# Work required:
Copy out the listing in full, exactly as written, but not its pictures.

# Available data:
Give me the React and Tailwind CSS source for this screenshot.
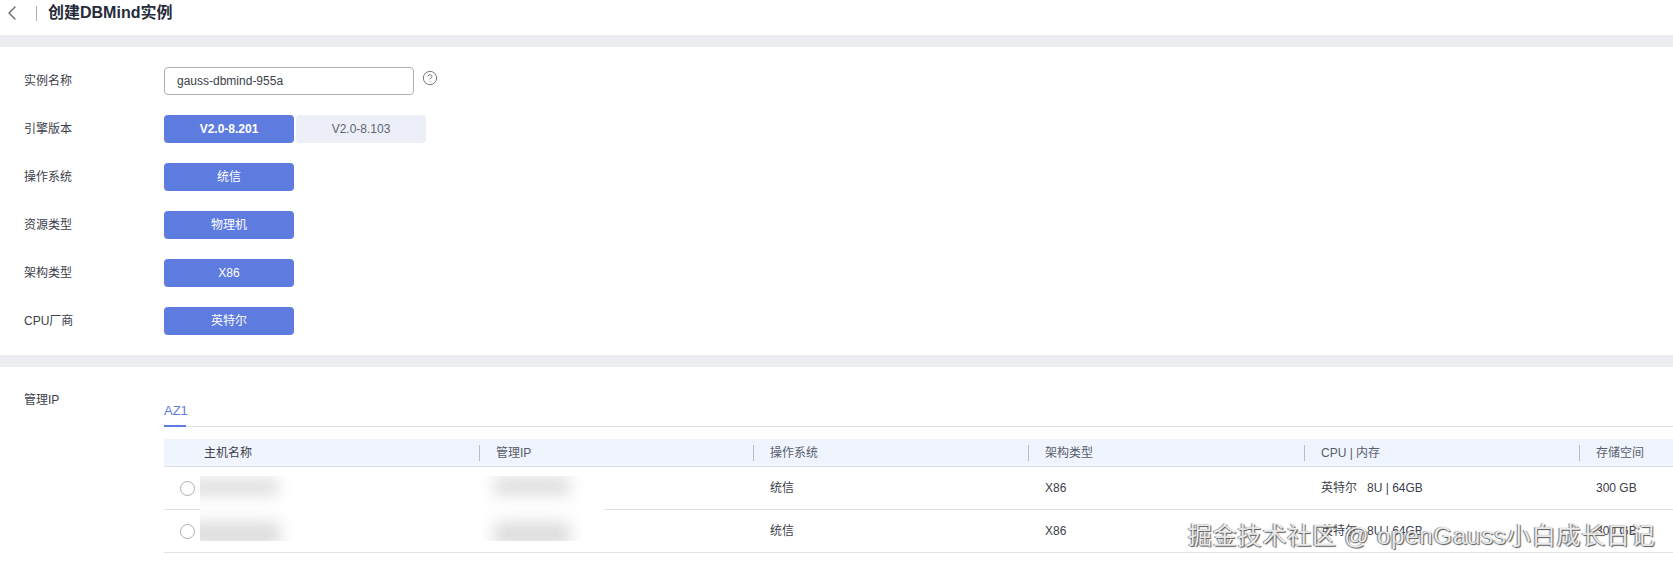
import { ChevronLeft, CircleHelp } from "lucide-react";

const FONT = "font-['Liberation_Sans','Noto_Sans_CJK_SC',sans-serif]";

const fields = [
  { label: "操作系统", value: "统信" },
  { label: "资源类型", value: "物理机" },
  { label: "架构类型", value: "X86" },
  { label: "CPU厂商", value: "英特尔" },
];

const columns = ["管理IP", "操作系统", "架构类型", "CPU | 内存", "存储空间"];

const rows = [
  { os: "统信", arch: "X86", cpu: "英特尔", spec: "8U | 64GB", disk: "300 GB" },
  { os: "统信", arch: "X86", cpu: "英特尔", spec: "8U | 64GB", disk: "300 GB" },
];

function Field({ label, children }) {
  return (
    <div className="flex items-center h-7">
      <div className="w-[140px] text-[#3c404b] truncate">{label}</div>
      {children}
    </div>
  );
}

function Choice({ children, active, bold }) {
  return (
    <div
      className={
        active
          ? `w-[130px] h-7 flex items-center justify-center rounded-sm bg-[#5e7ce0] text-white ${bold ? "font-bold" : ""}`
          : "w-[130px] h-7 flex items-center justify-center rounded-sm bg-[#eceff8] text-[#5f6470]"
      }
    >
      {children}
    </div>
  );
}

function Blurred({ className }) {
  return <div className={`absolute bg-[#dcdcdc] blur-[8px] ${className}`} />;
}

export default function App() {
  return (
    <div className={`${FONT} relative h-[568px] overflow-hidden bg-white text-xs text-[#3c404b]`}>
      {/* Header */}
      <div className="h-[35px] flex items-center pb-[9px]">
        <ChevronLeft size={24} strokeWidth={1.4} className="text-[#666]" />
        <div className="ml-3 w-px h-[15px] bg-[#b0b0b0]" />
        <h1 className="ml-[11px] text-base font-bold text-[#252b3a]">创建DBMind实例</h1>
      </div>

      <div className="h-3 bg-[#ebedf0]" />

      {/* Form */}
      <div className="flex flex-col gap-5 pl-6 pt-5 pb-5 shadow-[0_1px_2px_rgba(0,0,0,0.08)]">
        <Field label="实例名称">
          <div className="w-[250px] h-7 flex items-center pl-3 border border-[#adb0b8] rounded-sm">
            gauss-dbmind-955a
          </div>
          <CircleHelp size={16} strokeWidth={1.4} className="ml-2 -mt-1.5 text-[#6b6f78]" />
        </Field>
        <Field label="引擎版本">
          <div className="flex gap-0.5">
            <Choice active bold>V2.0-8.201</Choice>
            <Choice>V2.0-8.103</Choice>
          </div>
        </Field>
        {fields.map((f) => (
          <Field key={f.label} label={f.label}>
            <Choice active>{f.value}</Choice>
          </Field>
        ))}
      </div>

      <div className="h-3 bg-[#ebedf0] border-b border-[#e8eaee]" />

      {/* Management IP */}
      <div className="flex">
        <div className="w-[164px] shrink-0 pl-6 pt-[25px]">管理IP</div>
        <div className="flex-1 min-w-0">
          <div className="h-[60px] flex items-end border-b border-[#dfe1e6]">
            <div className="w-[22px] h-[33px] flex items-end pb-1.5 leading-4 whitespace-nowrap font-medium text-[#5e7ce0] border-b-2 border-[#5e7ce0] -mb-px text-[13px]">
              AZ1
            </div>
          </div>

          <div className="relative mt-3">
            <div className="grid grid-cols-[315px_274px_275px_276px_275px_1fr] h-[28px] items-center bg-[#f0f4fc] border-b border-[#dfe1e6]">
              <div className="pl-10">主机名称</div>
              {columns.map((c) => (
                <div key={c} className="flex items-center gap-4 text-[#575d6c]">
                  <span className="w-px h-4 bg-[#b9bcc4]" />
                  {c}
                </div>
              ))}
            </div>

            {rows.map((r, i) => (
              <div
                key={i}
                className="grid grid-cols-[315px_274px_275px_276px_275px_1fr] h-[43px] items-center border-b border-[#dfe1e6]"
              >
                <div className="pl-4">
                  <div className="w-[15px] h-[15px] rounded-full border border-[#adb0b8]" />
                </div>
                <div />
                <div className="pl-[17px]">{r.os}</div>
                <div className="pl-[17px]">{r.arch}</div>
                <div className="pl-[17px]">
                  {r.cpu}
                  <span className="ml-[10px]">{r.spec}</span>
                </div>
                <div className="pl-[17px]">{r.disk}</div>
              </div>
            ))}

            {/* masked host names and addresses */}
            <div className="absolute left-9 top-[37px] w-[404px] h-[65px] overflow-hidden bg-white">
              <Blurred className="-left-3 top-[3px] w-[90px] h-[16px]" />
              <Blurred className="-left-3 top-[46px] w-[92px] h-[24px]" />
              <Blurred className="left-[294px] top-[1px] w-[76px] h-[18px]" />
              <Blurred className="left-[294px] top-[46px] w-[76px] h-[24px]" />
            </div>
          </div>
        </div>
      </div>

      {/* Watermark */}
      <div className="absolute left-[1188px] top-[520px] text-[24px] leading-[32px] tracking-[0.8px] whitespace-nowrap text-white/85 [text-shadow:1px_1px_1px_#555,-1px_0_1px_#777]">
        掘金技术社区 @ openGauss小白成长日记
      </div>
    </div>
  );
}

# Written response:
Give me the React and Tailwind CSS source for this screenshot.
import { ChevronLeft, CircleHelp } from "lucide-react";

const FONT = "font-['Liberation_Sans','Noto_Sans_CJK_SC',sans-serif]";

const fields = [
  { label: "操作系统", value: "统信" },
  { label: "资源类型", value: "物理机" },
  { label: "架构类型", value: "X86" },
  { label: "CPU厂商", value: "英特尔" },
];

const columns = ["管理IP", "操作系统", "架构类型", "CPU | 内存", "存储空间"];

const rows = [
  { os: "统信", arch: "X86", cpu: "英特尔", spec: "8U | 64GB", disk: "300 GB" },
  { os: "统信", arch: "X86", cpu: "英特尔", spec: "8U | 64GB", disk: "300 GB" },
];

function Field({ label, children }) {
  return (
    <div className="flex items-center h-7">
      <div className="w-[140px] text-[#3c404b] truncate">{label}</div>
      {children}
    </div>
  );
}

function Choice({ children, active, bold }) {
  return (
    <div
      className={
        active
          ? `w-[130px] h-7 flex items-center justify-center rounded-sm bg-[#5e7ce0] text-white ${bold ? "font-bold" : ""}`
          : "w-[130px] h-7 flex items-center justify-center rounded-sm bg-[#eceff8] text-[#5f6470]"
      }
    >
      {children}
    </div>
  );
}

function Blurred({ className }) {
  return <div className={`absolute bg-[#dcdcdc] blur-[8px] ${className}`} />;
}

export default function App() {
  return (
    <div className={`${FONT} relative h-[568px] overflow-hidden bg-white text-xs text-[#3c404b]`}>
      {/* Header */}
      <div className="h-[35px] flex items-center pb-[9px]">
        <ChevronLeft size={24} strokeWidth={1.4} className="text-[#666]" />
        <div className="ml-3 w-px h-[15px] bg-[#b0b0b0]" />
        <h1 className="ml-[11px] text-base font-bold text-[#252b3a]">创建DBMind实例</h1>
      </div>

      <div className="h-3 bg-[#ebedf0]" />

      {/* Form */}
      <div className="flex flex-col gap-5 pl-6 pt-5 pb-5 shadow-[0_1px_2px_rgba(0,0,0,0.08)]">
        <Field label="实例名称">
          <div className="w-[250px] h-7 flex items-center pl-3 border border-[#adb0b8] rounded-sm">
            gauss-dbmind-955a
          </div>
          <CircleHelp size={16} strokeWidth={1.4} className="ml-2 -mt-1.5 text-[#6b6f78]" />
        </Field>
        <Field label="引擎版本">
          <div className="flex gap-0.5">
            <Choice active bold>V2.0-8.201</Choice>
            <Choice>V2.0-8.103</Choice>
          </div>
        </Field>
        {fields.map((f) => (
          <Field key={f.label} label={f.label}>
            <Choice active>{f.value}</Choice>
          </Field>
        ))}
      </div>

      <div className="h-3 bg-[#ebedf0] border-b border-[#e8eaee]" />

      {/* Management IP */}
      <div className="flex">
        <div className="w-[164px] shrink-0 pl-6 pt-[25px]">管理IP</div>
        <div className="flex-1 min-w-0">
          <div className="h-[60px] flex items-end border-b border-[#dfe1e6]">
            <div className="w-[22px] h-[33px] flex items-end pb-1.5 leading-4 whitespace-nowrap font-medium text-[#5e7ce0] border-b-2 border-[#5e7ce0] -mb-px text-[13px]">
              AZ1
            </div>
          </div>

          <div className="relative mt-3">
            <div className="grid grid-cols-[315px_274px_275px_276px_275px_1fr] h-[28px] items-center bg-[#f0f4fc] border-b border-[#dfe1e6]">
              <div className="pl-10">主机名称</div>
              {columns.map((c) => (
                <div key={c} className="flex items-center gap-4 text-[#575d6c]">
                  <span className="w-px h-4 bg-[#b9bcc4]" />
                  {c}
                </div>
              ))}
            </div>

            {rows.map((r, i) => (
              <div
                key={i}
                className="grid grid-cols-[315px_274px_275px_276px_275px_1fr] h-[43px] items-center border-b border-[#dfe1e6]"
              >
                <div className="pl-4">
                  <div className="w-[15px] h-[15px] rounded-full border border-[#adb0b8]" />
                </div>
                <div />
                <div className="pl-[17px]">{r.os}</div>
                <div className="pl-[17px]">{r.arch}</div>
                <div className="pl-[17px]">
                  {r.cpu}
                  <span className="ml-[10px]">{r.spec}</span>
                </div>
                <div className="pl-[17px]">{r.disk}</div>
              </div>
            ))}

            {/* masked host names and addresses */}
            <div className="absolute left-9 top-[37px] w-[404px] h-[65px] overflow-hidden bg-white">
              <Blurred className="-left-3 top-[3px] w-[90px] h-[16px]" />
              <Blurred className="-left-3 top-[46px] w-[92px] h-[24px]" />
              <Blurred className="left-[294px] top-[1px] w-[76px] h-[18px]" />
              <Blurred className="left-[294px] top-[46px] w-[76px] h-[24px]" />
            </div>
          </div>
        </div>
      </div>

      {/* Watermark */}
      <div className="absolute left-[1188px] top-[520px] text-[24px] leading-[32px] tracking-[0.8px] whitespace-nowrap text-white/85 [text-shadow:1px_1px_1px_#555,-1px_0_1px_#777]">
        掘金技术社区 @ openGauss小白成长日记
      </div>
    </div>
  );
}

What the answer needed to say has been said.